P.S. As to why a function value is implicitly converted to a pointer, the answer is that for those of us who use function pointers, it's a great convenience not to have to use &'s everywhere. There's a dual convenience as well: a function pointer in call position is automatically converted to a function value, so you don't have to write * to call through a function pointer.

P.P.S. Unlike C functions, C++ functions can be overloaded, and I'm not qualified to comment on how the semantics works in C++.

C++03 §4.3/1:

An lvalue of function type T can be converted to an rvalue of type “pointer to T.” The result is a pointer to the function.
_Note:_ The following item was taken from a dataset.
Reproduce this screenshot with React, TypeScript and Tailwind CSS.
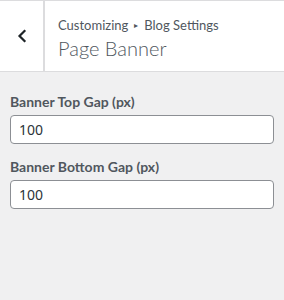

If you attempt an invalid operation on a function reference, such as the unary * operator, the first thing the language tries is a standard conversion. It's just like converting an int when adding it to a float. Using * on a function reference causes the language to take its pointer instead, which in your example, is square 1.

Another case where this applies is when assigning a function pointer.

void f() {    void (*recurse)() = f; // "f" is a reference; implicitly convert to ptr.    recurse(); // call operator is defined for pointers}

Note that this doesn't work the other way.

void f() {    void (&recurse)() = &f; // "&f" is a pointer; ERROR can't convert to ref.    recurse(); // OK - call operator is *separately* defined for references}

Function reference variables are nice because they (in theory, I've never tested) hint to the compiler that an indirect branch may be unnecessary, if initialized in an enclosing scope.

In C99, dereferencing a function pointer yields a function designator. §6.3.2.1/4:

A function designator is an expression that has function type. Except when it is the operand of the sizeof operator or the unary & operator, a function designator with type ‘‘function returning type’’ is converted to an expression that has type ‘‘pointer to function returning type’’.

This is more like Norman's answer, but notably C99 has no concept of rvalues.

Put yourself in the shoes of the compiler writer. A function pointer has a well defined meaning, it is a pointer to a blob of bytes that represent machine code.

What do you do when the programmer dereferences a function pointer? Do you take the first (or 8) bytes of the machine code and reinterpret that as a pointer? Odds are about 2 billion to one that this won't work. Do you declare UB? Plenty of that going around already. Or do you just ignore the attempt? You know the answer.